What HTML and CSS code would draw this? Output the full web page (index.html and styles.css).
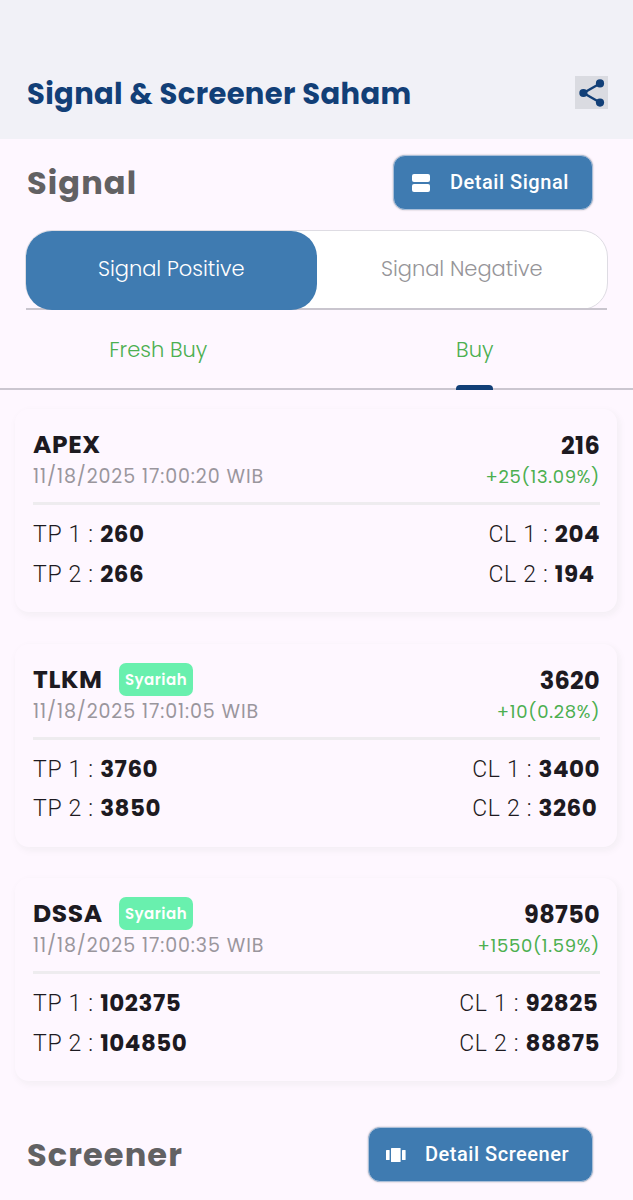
FILE: index.html
```html
<!DOCTYPE html>
<html lang="id">
<head>
<meta charset="utf-8">
<title>Signal &amp; Screener Saham</title>
<link rel="stylesheet" href="styles.css">
</head>
<body>
<header class="app-bar">
  <h1 class="title">Signal &amp; Screener Saham</h1>
  <button class="share" aria-label="Share">
    <svg viewBox="0 0 33 33" width="33" height="33"><path d="M25 7.5 8.5 17 25 26.5" fill="none" stroke="#123f77" stroke-width="2.4"/><circle cx="25" cy="7.4" r="4.1"/><circle cx="8.4" cy="17" r="4.1"/><circle cx="25" cy="26.6" r="4.1"/></svg>
  </button>
</header>
<section class="section-head">
  <h2 class="heading">Signal</h2>
  <button class="detail detail-signal">
    <svg viewBox="0 0 18 18" width="18" height="18"><rect width="18" height="8" rx="2"/><rect y="10" width="18" height="8" rx="2"/></svg>
    <span>Detail Signal</span>
  </button>
</section>
<nav class="segmented">
  <a class="segment active">Signal Positive</a>
  <a class="segment">Signal Negative</a>
</nav>
<nav class="tabs">
  <a class="tab"><span>Fresh Buy</span></a>
  <a class="tab selected"><span>Buy</span></a>
</nav>
<main class="cards">
  <article class="card">
    <div class="card-head">
      <div><div class="name-row"><b class="name">APEX</b></div><div class="date">11/18/2025 17:00:20 WIB</div></div>
      <div class="quote"><b class="price">216</b><span class="change">+25(13.09%)</span></div>
    </div>
    <div class="levels">
      <div><p>TP 1 : <b>260</b></p><p>TP 2 : <b>266</b></p></div>
      <div><p>CL 1 : <b>204</b></p><p>CL 2 : <b>194</b></p></div>
    </div>
  </article>
  <article class="card">
    <div class="card-head">
      <div><div class="name-row"><b class="name">TLKM</b><span class="badge">Syariah</span></div><div class="date">11/18/2025 17:01:05 WIB</div></div>
      <div class="quote"><b class="price">3620</b><span class="change">+10(0.28%)</span></div>
    </div>
    <div class="levels">
      <div><p>TP 1 : <b>3760</b></p><p>TP 2 : <b>3850</b></p></div>
      <div><p>CL 1 : <b>3400</b></p><p>CL 2 : <b>3260</b></p></div>
    </div>
  </article>
  <article class="card">
    <div class="card-head">
      <div><div class="name-row"><b class="name">DSSA</b><span class="badge">Syariah</span></div><div class="date">11/18/2025 17:00:35 WIB</div></div>
      <div class="quote"><b class="price">98750</b><span class="change">+1550(1.59%)</span></div>
    </div>
    <div class="levels">
      <div><p>TP 1 : <b>102375</b></p><p>TP 2 : <b>104850</b></p></div>
      <div><p>CL 1 : <b>92825</b></p><p>CL 2 : <b>88875</b></p></div>
    </div>
  </article>
</main>
<section class="section-head screener">
  <h2 class="heading">Screener</h2>
  <button class="detail detail-screener">
    <svg viewBox="0 0 20 14" width="20" height="14"><rect y="2" width="3.6" height="10" rx=".6"/><rect x="5" width="9.6" height="14" rx=".6"/><rect x="16" y="2" width="3.6" height="10" rx=".6"/></svg>
    <span>Detail Screener</span>
  </button>
</section>
</body>
</html>
```
FILE: styles.css
```css
* { box-sizing: border-box; }
html { overflow: hidden; }
body { margin: 0; height: 1200px; overflow: hidden; background: #fef7ff; color: #1d1a21; font-family: Poppins, Inter, sans-serif; }
h1, h2, p { margin: 0; }
button { border: 0; padding: 0; font: inherit; }
.app-bar { height: 139px; padding: 76px 25px 0 27px; display: flex; justify-content: space-between; align-items: flex-start; background: #f1f1f7; }
.title { font-size: 29px; line-height: 36px; font-weight: 700; letter-spacing: .36px; color: #123f77; white-space: nowrap; }
.share { width: 33px; height: 33px; display: flex; background: #dadbe1; }
.share svg { fill: #123f77; }
.section-head { height: 91px; padding: 16px 40px 0 27px; display: flex; justify-content: space-between; }
.heading { font-size: 32px; line-height: 56px; letter-spacing: 1.1px; color: #626163; }
.detail { height: 55px; display: flex; align-items: center; border: 1px solid #a9bfd9; border-radius: 12px; background: #3f7bb1; color: #fff; font: 500 20px Roboto, sans-serif; letter-spacing: .53px; box-shadow: 0 0 2px #0004; }
.detail svg { fill: #fff; }
.detail span { padding-bottom: 1px; }
.detail-signal { width: 200px; padding-left: 18px; gap: 20px; }
.detail-screener { width: 225px; padding-left: 17px; gap: 19px; }
.segmented { position: relative; height: 80px; margin: 0 25px; display: flex; border: 1px solid #dedce3; border-radius: 27px; background: #fff; }
.segmented::after { content: ""; position: absolute; left: 0; right: 0; bottom: -1px; height: 2px; background: #c9c5ce; }
.segment { flex: 1; display: flex; align-items: center; justify-content: center; font-size: 21px; font-weight: 300; color: #969599; padding-bottom: 3px; }
.segment.active { position: relative; z-index: 1; margin-bottom: -1px; color: #fff; background: #3f7bb1; border-radius: 26px; padding-bottom: 4px; }
.tabs { height: 80px; display: flex; border-bottom: 2px solid #cbc6d0; }
.tab { flex: 1; display: flex; justify-content: center; font-size: 21px; font-weight: 300; line-height: 79px; color: #4caf50; }
.tab.selected span { position: relative; }
.tab.selected span::after { content: ""; position: absolute; left: 0; right: 0; bottom: -2px; height: 5px; border-radius: 4px 4px 0 0; background: #123f77; }
.cards { padding: 19px 16px 0 15px; display: grid; gap: 31.3px; }
.card { height: 203.3px; padding: 19px 17px 0 18px; border-radius: 14px; background: #fef7ff; box-shadow: 2px 2px 8px 1px #00ff0003, 2px 3px 7px 2px #00000008; }
.card-head { height: 77px; display: flex; justify-content: space-between; border-bottom: 3px solid #eeecef; }
.name-row { height: 33px; display: flex; align-items: center; }
.name { width: 86px; font-size: 25px; line-height: 33px; letter-spacing: .6px; }
.badge { width: 74px; height: 33px; border-radius: 7px; background: #69f0ae; color: #fff; font-size: 15px; font-weight: 600; line-height: 34px; letter-spacing: .5px; text-align: center; }
.date { font-size: 19px; line-height: 32px; letter-spacing: .9px; color: #9a969d; }
.quote { display: flex; flex-direction: column; align-items: flex-end; }
.price { font-size: 24px; line-height: 35px; letter-spacing: .3px; }
.change { font-size: 18px; line-height: 28px; letter-spacing: .7px; color: #4caf50; }
.levels { padding-top: 10px; display: flex; justify-content: space-between; }
.levels p { height: 39.7px; font: 300 23px/39.7px Roboto, sans-serif; letter-spacing: .7px; white-space: nowrap; }
.levels b { font: 700 23px/39px Poppins, Inter, sans-serif; letter-spacing: .5px; }
.screener { padding-top: 46px; height: 120px; }
```
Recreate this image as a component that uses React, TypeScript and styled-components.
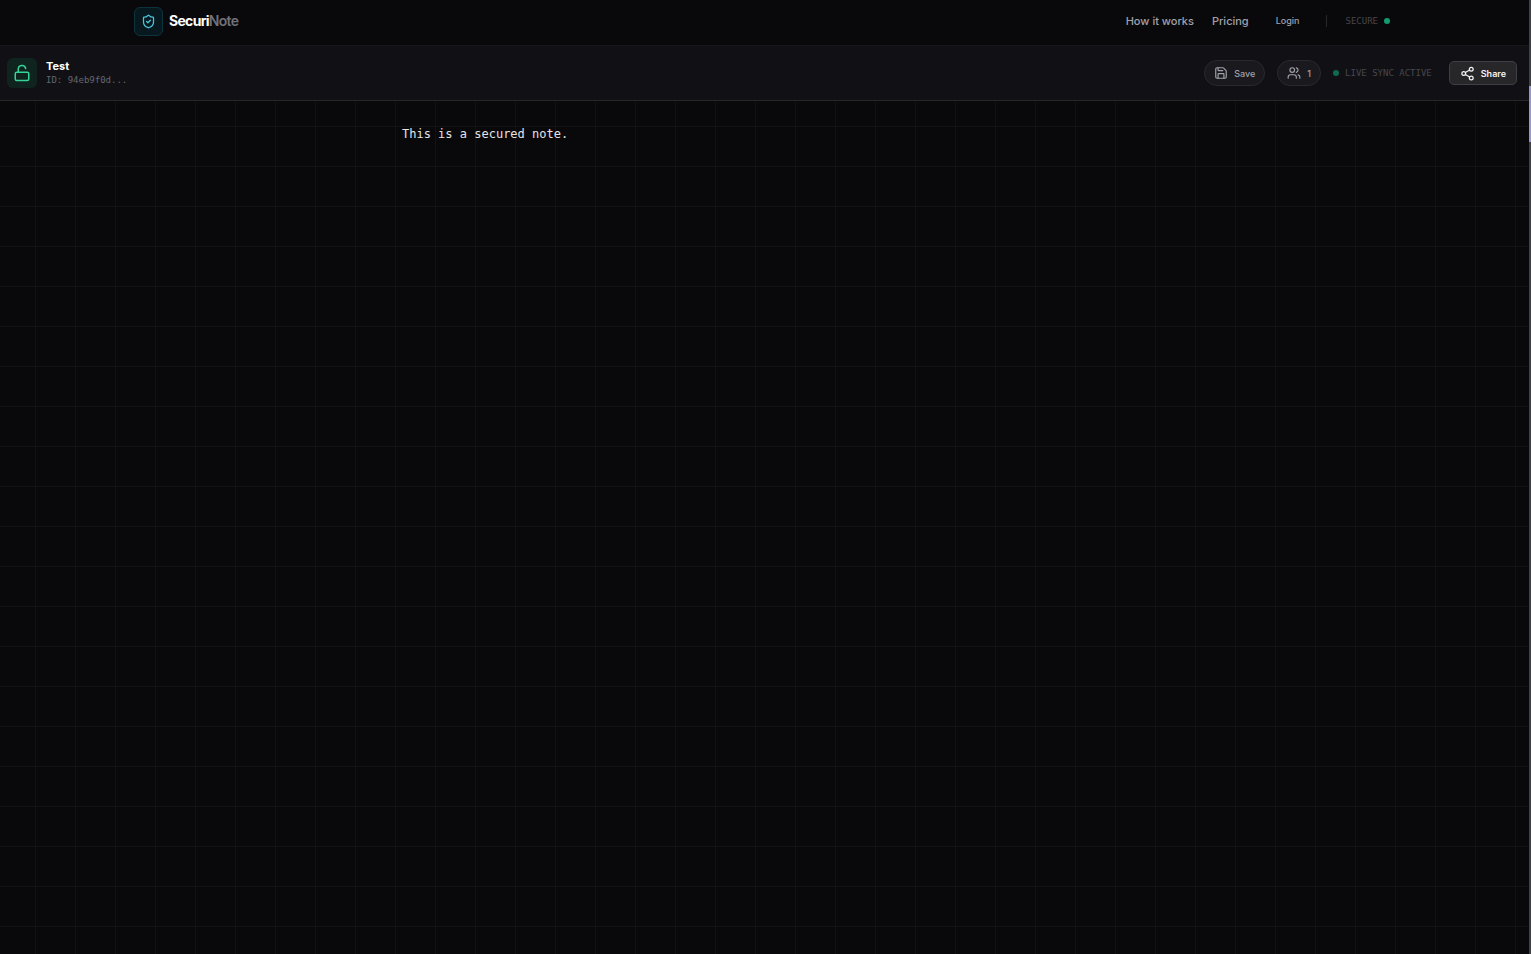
import React from "react";
import styled, { createGlobalStyle } from "styled-components";
import { LockOpen, Save, Share2, ShieldCheck, Users } from "lucide-react";

const sans = `Inter, "Liberation Sans", sans-serif`;
const mono = `"DejaVu Sans Mono", "Liberation Mono", monospace`;

const GlobalStyle = createGlobalStyle`
  *, *::before, *::after { box-sizing: border-box; }
  body { margin: 0; background: #09090b; color: #fff; font-family: ${sans}; }
  button { font-family: inherit; margin: 0; cursor: pointer; }
  a { text-decoration: none; color: inherit; }
`;

const Page = styled.div`
  min-height: 100vh;
  display: flex;
  flex-direction: column;
  border-right: 2px solid #3f3f46;
  position: relative;
`;

const ScrollThumb = styled.div`
  position: absolute;
  top: 86px;
  right: -2px;
  width: 2px;
  height: 56px;
  background: #9797c8;
`;

const SiteHeader = styled.header`
  height: 46px;
  border-bottom: 1px solid #17171b;
  padding: 0 16px;
`;

const HeaderInner = styled.div`
  max-width: 1261px;
  height: 42px;
  margin: 0 auto;
  display: flex;
  align-items: center;
  justify-content: space-between;
`;

const Brand = styled.a`
  display: flex;
  align-items: center;
  gap: 6px;
  font-size: 14px;
  line-height: 20px;
  font-weight: 700;
  letter-spacing: -0.05em;
  color: #fff;
`;

const BrandMark = styled.span`
  width: 29px;
  height: 29px;
  display: grid;
  place-items: center;
  border: 1px solid #0d333c;
  border-radius: 6px;
  background: #07191f;
  color: #4cc5dc;
`;

const BrandMuted = styled.span`
  color: #71717a;
  font-weight: 600;
`;

const Nav = styled.nav`
  display: flex;
  align-items: center;
  padding-right: 5px;
`;

const NavLink = styled.a`
  margin-right: 18px;
  font-size: 11px;
  line-height: 16px;
  font-weight: 500;
  color: #a1a1aa;
`;

const LoginButton = styled.button`
  padding: 4px 9px;
  border: 0;
  background: none;
  font-size: 9px;
  line-height: 14px;
  font-weight: 500;
  color: #a1a1aa;
`;

const Divider = styled.span`
  width: 1px;
  height: 12px;
  margin: 0 18px;
  background: #27272a;
`;

const Status = styled.span<{ $reverse?: boolean }>`
  display: flex;
  align-items: center;
  flex-direction: ${(p) => (p.$reverse ? "row-reverse" : "row")};
  gap: 6px;
  font-family: ${mono};
  font-size: 9px;
  line-height: 14px;
  color: #46464d;
`;

const Dot = styled.span<{ $dim?: boolean }>`
  width: 6px;
  height: 6px;
  border-radius: 50%;
  background: ${(p) => (p.$dim ? "#106a4e" : "#109e70")};
`;

const NoteBar = styled.section`
  height: 55px;
  padding: 0 12px 0 7px;
  display: flex;
  align-items: center;
  justify-content: space-between;
  background: #111115;
  border-bottom: 1px solid #27272a;
`;

const NoteInfo = styled.div`
  display: flex;
  align-items: center;
  gap: 9px;
`;

const LockBadge = styled.span`
  width: 30px;
  height: 30px;
  display: grid;
  place-items: center;
  border-radius: 6px;
  background: #10241f;
  color: #34d399;
`;

const NoteTitle = styled.h1`
  margin: 0;
  font-size: 11px;
  line-height: 14px;
  font-weight: 700;
  color: #fff;
`;

const NoteId = styled.p`
  margin: 0;
  font-family: ${mono};
  font-size: 9px;
  line-height: 14px;
  color: #66666e;
`;

const Actions = styled.div`
  display: flex;
  align-items: center;
  gap: 12px;
`;

const PillButton = styled.button`
  height: 26px;
  padding: 0 9px;
  display: flex;
  align-items: center;
  gap: 6px;
  border: 1px solid #29292e;
  border-radius: 13px;
  background: #1a1a1e;
  font-size: 9px;
  font-weight: 500;
  color: #a1a1aa;
`;

const ShareButton = styled.button`
  height: 24px;
  margin-left: 5px;
  padding: 0 10px;
  display: flex;
  align-items: center;
  gap: 6px;
  border: 1px solid #3f3f46;
  border-radius: 5px;
  background: #27272a;
  font-size: 9px;
  font-weight: 600;
  color: #f4f4f5;
`;

const Editor = styled.main`
  flex: 1;
  display: flex;
  background-image:
    linear-gradient(to right, #121215 1px, transparent 1px),
    linear-gradient(to bottom, #121215 1px, transparent 1px);
  background-size: 40px 40px;
  background-position: 35px 25px;
`;

const NoteText = styled.article`
  width: 100%;
  max-width: 725px;
  margin: 0 auto;
  padding: 23px 0;
  font-family: ${mono};
  font-size: 12px;
  line-height: 20px;
  color: #e4e4e7;
`;

export default function App() {
  return (
    <>
      <GlobalStyle />
      <Page>
        <SiteHeader>
          <HeaderInner>
            <Brand href="#">
              <BrandMark><ShieldCheck size={15} /></BrandMark>
              <span>Securi<BrandMuted>Note</BrandMuted></span>
            </Brand>
            <Nav>
              <NavLink href="#how">How it works</NavLink>
              <NavLink href="#pricing">Pricing</NavLink>
              <LoginButton type="button">Login</LoginButton>
              <Divider />
              <Status>SECURE<Dot /></Status>
            </Nav>
          </HeaderInner>
        </SiteHeader>
        <NoteBar>
          <NoteInfo>
            <LockBadge><LockOpen size={18} /></LockBadge>
            <div>
              <NoteTitle>Test</NoteTitle>
              <NoteId>ID: 94eb9f0d...</NoteId>
            </div>
          </NoteInfo>
          <Actions>
            <PillButton type="button"><Save size={14} />Save</PillButton>
            <PillButton type="button"><Users size={14} />1</PillButton>
            <Status $reverse>LIVE SYNC ACTIVE<Dot $dim /></Status>
            <ShareButton type="button"><Share2 size={15} />Share</ShareButton>
          </Actions>
        </NoteBar>
        <Editor>
          <NoteText>This is a secured note.</NoteText>
        </Editor>
        <ScrollThumb />
      </Page>
    </>
  );
}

--------

Everything above from the line with "Recreate this image" through the line with "Share2, ShieldCheck, Users" should be retyped exactly, and nothing else; omit pictures.

Recreate this image as a component that uses React, TypeScript and styled-components.
import React from "react";
import styled, { createGlobalStyle } from "styled-components";
import { LockOpen, Save, Share2, ShieldCheck, Users } from "lucide-react";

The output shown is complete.